By Ivy Riggs, PartneOne Environmental Executive Underwriter

Often when producers get a request for Pollution insurance, there aren’t any qualifiers that explain the need behind the request. But because there are so many types of environmental coverage available today, a few drill-down questions are usually necessary. What kind of work is the contractor performing? Do they need coverage for a specific project or for all of their annual operations? Are there any waste disposal or transportation components to the risk that should also be addressed? Are coverage extensions needed for Mold liability, emergency cleanup costs, or other contractual requirements? Does the contractor need Pollution Liability insurance for their owned or leased location?

Because Contractors Pollution Liability (CPL) insurance often does not include site-specific pollution for first-party exposures, this last question becomes particularly important. In the absence of any contractual provision requiring its purchase, many firms will opt to self-insure the pollution exposures associated with the property they occupy. As part of the risk management process, however, it is very important for producers to make sure their clients understand their own site pollution exposures, as well as the products available to address them. The following summary of common exposures shared by many contractors will help in this process.

The first fact to discover is whether the contractor owns or leases the property they occupy.  Many landlords require their commercial tenants to carry Site Pollution insurance, and a review of the lease agreement should make the specific obligations clear. Also, because tenants will often want to satisfy the requirement with the least associated expense, the producer can narrow the focus of their search for the specific mandated terms provided at the lowest cost. On the other hand, if the contractor owns the site, they may want the broadest possible terms available to protect against both first- and third-party liabilities, thereby enhancing their protection of equity and profitability.  Knowing the insured’s interest in the property will better enable their risk management partners to economically meet their business needs.

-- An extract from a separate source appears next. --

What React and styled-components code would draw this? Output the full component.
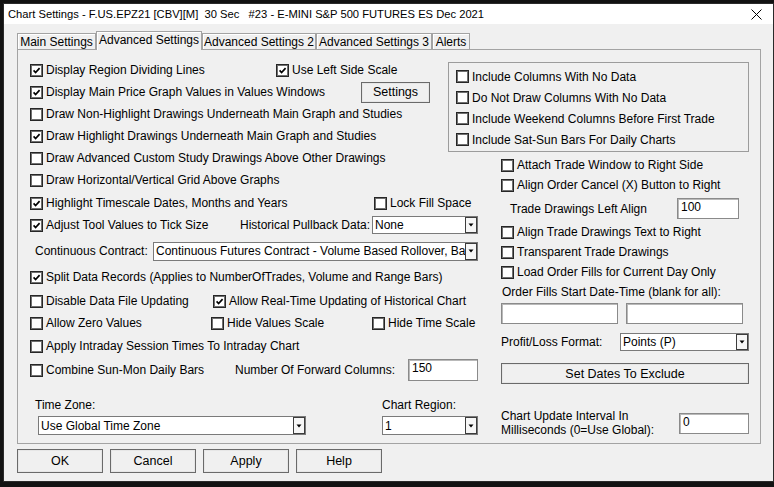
import React from "react";
import styled, { createGlobalStyle } from "styled-components";

const GlobalStyle = createGlobalStyle`
  * {
    box-sizing: border-box;
  }

  body {
    margin: 0;
    background: #121212;
    font-family: "Liberation Sans", Arial, sans-serif;
    font-size: 12px;
    color: #000;
  }
`;

const Screen = styled.div`
  padding: 4px 1px 6px 4px;
`;

const Window = styled.div`
  width: 769px;
  height: 477px;
  background: #f0f0f0;
  display: flex;
  flex-direction: column;
  box-shadow: 0 0 0 1px #2a2a2a;
`;

const TitleBar = styled.div`
  height: 20px;
  flex-shrink: 0;
  background: #fff;
  display: flex;
  align-items: center;
  justify-content: space-between;
  padding: 0 11px 0 4px;

  & > span {
    font-size: 11.2px;
    white-space: pre;
  }
`;

const Body = styled.div`
  flex: 1;
  display: flex;
  flex-direction: column;
  padding: 7px 11px 8px 13px;
`;

const TabStrip = styled.div`
  display: flex;
  align-items: flex-end;
  height: 18px;
  flex-shrink: 0;
`;

const Tab = styled.div`
  width: ${({ $w }) => $w}px;
  flex-shrink: 0;
  height: ${({ $active }) => ($active ? 19 : 16)}px;
  margin-bottom: ${({ $active }) => ($active ? -1 : 0)}px;
  position: relative;
  z-index: ${({ $active }) => ($active ? 1 : 0)};
  background: #f0f0f0;
  border: 1px solid #a3a3a3;
  border-bottom: none;
  box-shadow: inset 1px 1px 0 #fff;
  display: flex;
  align-items: center;
  justify-content: center;
  padding-bottom: ${({ $active }) => ($active ? 2 : 0)}px;
  white-space: nowrap;
`;

const Panel = styled.div`
  width: 744px;
  height: 395px;
  flex-shrink: 0;
  border: 1px solid #a3a3a3;
  padding: 9px 0 0 12px;
  display: flex;
  align-items: flex-start;
`;

const LeftCol = styled.div`
  flex: 0 0 448px;
  display: flex;
  flex-direction: column;
`;

const RightCol = styled.div`
  flex: 0 0 301px;
  margin-left: -30px;
  display: flex;
  flex-direction: column;
`;

const Row = styled.div`
  display: flex;
  align-items: center;
  flex-shrink: 0;
  height: ${({ $h }) => $h || 22}px;
  margin-top: ${({ $mt }) => $mt || 0}px;
  padding-left: ${({ $pl }) => $pl || 0}px;
  white-space: nowrap;
`;

const CheckLabel = styled.label`
  display: flex;
  align-items: center;
  gap: 3px;
  flex-shrink: 0;
  width: ${({ $w }) => ($w ? `${$w}px` : "auto")};
  white-space: nowrap;
`;

const Box = styled.span`
  width: 13px;
  height: 13px;
  flex-shrink: 0;
  background: #fff;
  border: 1px solid #262626;
  box-shadow: inset 0 0 0 1px #707070;
  display: flex;
  align-items: center;
  justify-content: center;
`;

const Text = styled.span`
  flex-shrink: 0;
  width: ${({ $w }) => ($w ? `${$w}px` : "auto")};
  padding-left: ${({ $pl }) => $pl || 0}px;
  line-height: 14px;
  white-space: nowrap;
`;

const Button = styled.div`
  width: ${({ $w }) => $w}px;
  height: ${({ $h }) => $h}px;
  flex-shrink: 0;
  background: #f0f0f0;
  border: 1px solid #6a6a6a;
  box-shadow: inset 0 0 0 1px #e6e6e6;
  display: flex;
  align-items: center;
  justify-content: center;
  font-size: 12.5px;
`;

const Edit = styled.div`
  width: ${({ $w }) => $w}px;
  height: ${({ $h }) => $h || 21}px;
  flex-shrink: 0;
  margin-left: ${({ $ml }) => $ml || 0}px;
  background: #fff;
  border: 1px solid #8a8a8a;
  box-shadow: inset 1px 1px 0 #b9b9b9;
  padding: 1px 3px;
  line-height: 14px;
`;

const Combo = styled.div`
  width: ${({ $w }) => $w}px;
  height: ${({ $h }) => $h || 18}px;
  flex-shrink: 0;
  margin-left: ${({ $ml }) => $ml || 0}px;
  background: #fff;
  border: 1px solid #7a7a7a;
  display: flex;
  align-items: stretch;
`;

const ComboText = styled.div`
  flex: 1;
  overflow: hidden;
  white-space: nowrap;
  padding-left: 2px;
  display: flex;
  align-items: center;
`;

const ComboArrow = styled.div`
  flex: 0 0 12px;
  border: 1px solid #3c3c3c;
  background: #f6f6f6;
  display: flex;
  align-items: center;
  justify-content: center;
`;

const GroupBox = styled.div`
  height: 90px;
  flex-shrink: 0;
  margin-top: 3px;
  border: 1px solid #9c9c9c;
  padding: 3px 0 0 7px;
  display: flex;
  flex-direction: column;
`;

const Indent = styled.div`
  padding-left: 53px;
  display: flex;
  flex-direction: column;
`;

const FieldRow = styled.div`
  display: flex;
  flex-shrink: 0;
  margin-top: ${({ $mt }) => $mt || 0}px;
`;

const Field = styled.div`
  flex: 0 0 ${({ $w }) => ($w ? `${$w}px` : "auto")};
  display: flex;
  flex-direction: column;
  align-items: flex-start;
  gap: 4px;
`;

const TwoLine = styled.div`
  line-height: 14px;
  width: 178px;
  flex-shrink: 0;
`;

const ButtonBar = styled.div`
  display: flex;
  gap: 7px;
  margin-top: 5px;
`;

const CheckMark = () => (
  <svg width="9" height="9" viewBox="0 0 9 9">
    <path d="M1.6 4.4 L3.6 6.5 L7.6 2.2" fill="none" stroke="#000" strokeWidth="1.7" />
  </svg>
);

const Check = ({ label, checked, w }) => (
  <CheckLabel $w={w}>
    <Box>{checked && <CheckMark />}</Box>
    <span>{label}</span>
  </CheckLabel>
);

const Dropdown = ({ value, w, h, ml }) => (
  <Combo $w={w} $h={h} $ml={ml}>
    <ComboText>{value}</ComboText>
    <ComboArrow>
      <svg width="6" height="4" viewBox="0 0 6 4">
        <path d="M0.5 0.5 H5.5 L3 3.5 Z" fill="#000" />
      </svg>
    </ComboArrow>
  </Combo>
);

const CloseIcon = () => (
  <svg width="11" height="11" viewBox="0 0 11 11">
    <path d="M0.5 0.5 L10.5 10.5 M10.5 0.5 L0.5 10.5" stroke="#000" strokeWidth="1" />
  </svg>
);

const tabs = [
  { label: "Main Settings", w: 79 },
  { label: "Advanced Settings", w: 106, active: true },
  { label: "Advanced Settings 2", w: 114 },
  { label: "Advanced Settings 3", w: 116 },
  { label: "Alerts", w: 38 },
];

const App = () => {
  return (
    <Screen>
      <GlobalStyle />
      <Window>
        <TitleBar>
          <span>Chart Settings - F.US.EPZ21 [CBV][M]  30 Sec   #23 - E-MINI S&amp;P 500 FUTURES ES Dec 2021</span>
          <CloseIcon />
        </TitleBar>
        <Body>
          <TabStrip>
            {tabs.map((t) => (
              <Tab key={t.label} $w={t.w} $active={t.active}>
                {t.label}
              </Tab>
            ))}
          </TabStrip>
          <Panel>
            <LeftCol>
              <Row>
                <Check checked w={246} label="Display Region Dividing Lines" />
                <Check checked label="Use Left Side Scale" />
              </Row>
              <Row>
                <Check checked w={331} label="Display Main Price Graph Values in Values Windows" />
                <Button $w={69} $h={21}>Settings</Button>
              </Row>
              <Row>
                <Check label="Draw Non-Highlight Drawings Underneath Main Graph and Studies" />
              </Row>
              <Row>
                <Check checked label="Draw Highlight Drawings Underneath Main Graph and Studies" />
              </Row>
              <Row>
                <Check label="Draw Advanced Custom Study Drawings Above Other Drawings" />
              </Row>
              <Row>
                <Check label="Draw Horizontal/Vertical Grid Above Graphs" />
              </Row>
              <Row $mt={1}>
                <Check checked w={344} label="Highlight Timescale Dates, Months and Years" />
                <Check label="Lock Fill Space" />
              </Row>
              <Row>
                <Check checked w={210} label="Adjust Tool Values to Tick Size" />
                <Text $w={132}>Historical Pullback Data:</Text>
                <Dropdown value="None" w={106} />
              </Row>
              <Row $mt={4}>
                <Text $w={123} $pl={5}>Continuous Contract:</Text>
                <Dropdown
                  value="Continuous Futures Contract - Volume Based Rollover, Back Adjusted"
                  w={325}
                  h={19}
                />
              </Row>
              <Row $mt={4}>
                <Check checked label="Split Data Records (Applies to NumberOfTrades, Volume and Range Bars)" />
              </Row>
              <Row $mt={2}>
                <Check w={183} label="Disable Data File Updating" />
                <Check checked label="Allow Real-Time Updating of Historical Chart" />
              </Row>
              <Row>
                <Check w={181} label="Allow Zero Values" />
                <Check w={161} label="Hide Values Scale" />
                <Check label="Hide Time Scale" />
              </Row>
              <Row $mt={1}>
                <Check label="Apply Intraday Session Times To Intraday Chart" />
              </Row>
              <Row $mt={2}>
                <Check w={205} label="Combine Sun-Mon Daily Bars" />
                <Text $w={173}>Number Of Forward Columns:</Text>
                <Edit $w={70} $h={22}>150</Edit>
              </Row>
              <FieldRow $mt={17}>
                <Field $w={352}>
                  <Text $pl={5}>Time Zone:</Text>
                  <Dropdown value="Use Global Time Zone" w={268} h={19} ml={8} />
                </Field>
                <Field>
                  <Text>Chart Region:</Text>
                  <Dropdown value="1" w={96} h={19} />
                </Field>
              </FieldRow>
            </LeftCol>

            <RightCol>
              <GroupBox>
                <Row $h={21}>
                  <Check label="Include Columns With No Data" />
                </Row>
                <Row $h={21}>
                  <Check label="Do Not Draw Columns With No Data" />
                </Row>
                <Row $h={21}>
                  <Check label="Include Weekend Columns Before First Trade" />
                </Row>
                <Row $h={21}>
                  <Check label="Include Sat-Sun Bars For Daily Charts" />
                </Row>
              </GroupBox>
              <Indent>
                <Row $h={20} $mt={3}>
                  <Check label="Attach Trade Window to Right Side" />
                </Row>
                <Row $h={20}>
                  <Check label="Align Order Cancel (X) Button to Right" />
                </Row>
                <Row $h={21} $mt={3} $pl={9}>
                  <Text $w={167}>Trade Drawings Left Align</Text>
                  <Edit $w={62}>100</Edit>
                </Row>
                <Row $h={20} $mt={3}>
                  <Check label="Align Trade Drawings Text to Right" />
                </Row>
                <Row $h={20}>
                  <Check label="Transparent Trade Drawings" />
                </Row>
                <Row $h={20}>
                  <Check label="Load Order Fills for Current Day Only" />
                </Row>
                <Row $h={16} $mt={2} $pl={1}>
                  <Text>Order Fills Start Date-Time (blank for all):</Text>
                </Row>
                <Row $h={21} $mt={3}>
                  <Edit $w={117} />
                  <Edit $w={117} $ml={8} />
                </Row>
                <Row $h={18} $mt={9}>
                  <Text $w={119}>Profit/Loss Format:</Text>
                  <Dropdown value="Points (P)" w={129} />
                </Row>
                <Row $h={21} $mt={12}>
                  <Button $w={248} $h={21}>Set Dates To Exclude</Button>
                </Row>
                <Row $h={28} $mt={25}>
                  <TwoLine>
                    Chart Update Interval In
                    <br />
                    Milliseconds (0=Use Global):
                  </TwoLine>
                  <Edit $w={70}>0</Edit>
                </Row>
              </Indent>
            </RightCol>
          </Panel>
          <ButtonBar>
            <Button $w={86} $h={24}>OK</Button>
            <Button $w={86} $h={24}>Cancel</Button>
            <Button $w={86} $h={24}>Apply</Button>
            <Button $w={86} $h={24}>Help</Button>
          </ButtonBar>
        </Body>
      </Window>
    </Screen>
  );
};

export default App;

The next element to understand is the full nature of the insured’s operations. For example, an HVAC contractor may readily tell their agent that they want Mold liability coverage for their work at a jobsite. But what they might not explain is that they sometimes also bring their clients’ equipment back to their facility for repairs, or that they specialize in the fabrication of custom installations. Such usage of their own property could entail the presence of solvents, lubricants, fuels, and other materials subject to special handling in storage, daily use, and disposal. An accidental release of these products could contaminate site soils or groundwater, as could improper disposal into an onsite septic system or an inadequately maintained oil/water separator. With a firm grasp on all of the insured’s job-related activities, their agent will be in a better position to recommend measures to plug any coverage gaps.

Pollution risks associated with a contractor’s vehicle fleet must also be considered. Those producers who already control the placement of a contractor’s commercial Auto policy are in an ideal position to assess some of the possible risk factors regarding the insured’s maintenance of a fleet. For those new to the account, it will be important to ask questions concerning where, when, and how these vehicles are refueled, serviced, and stored. Does the contractor’s facility have aboveground or underground bulk storage tanks for fuel or waste oil? Do they utilize in-ground hydraulic lifts to facilitate routine maintenance? Are vehicles stored on impermeable surfaces either indoors or outdoors, or are they regularly parked on bare soils with evident staining? How are used lubricants, solvents, and coolants disposed of? Are vehicles used to temporarily store hazardous materials onsite? Discussing these items will help not only in evaluating the risks, but also understanding which coverage extensions might need to be included:  tank pollution (with or without financial responsibility), onsite cleanup, third-party liability, non-owned disposal site liability, and/or temporary hazmat storage.

The key point to remember is that there is no one-size-fits-all approach, even when it comes to insuring contractors with very similar operations. By taking the time to really understand the nuances of the exposure, savvy producers not only create opportunities to cross-sell important insurance products that round out a complete risk management program, but also work to protect their own E&O liability in making recommendations that protect the viability of their clients for years to come.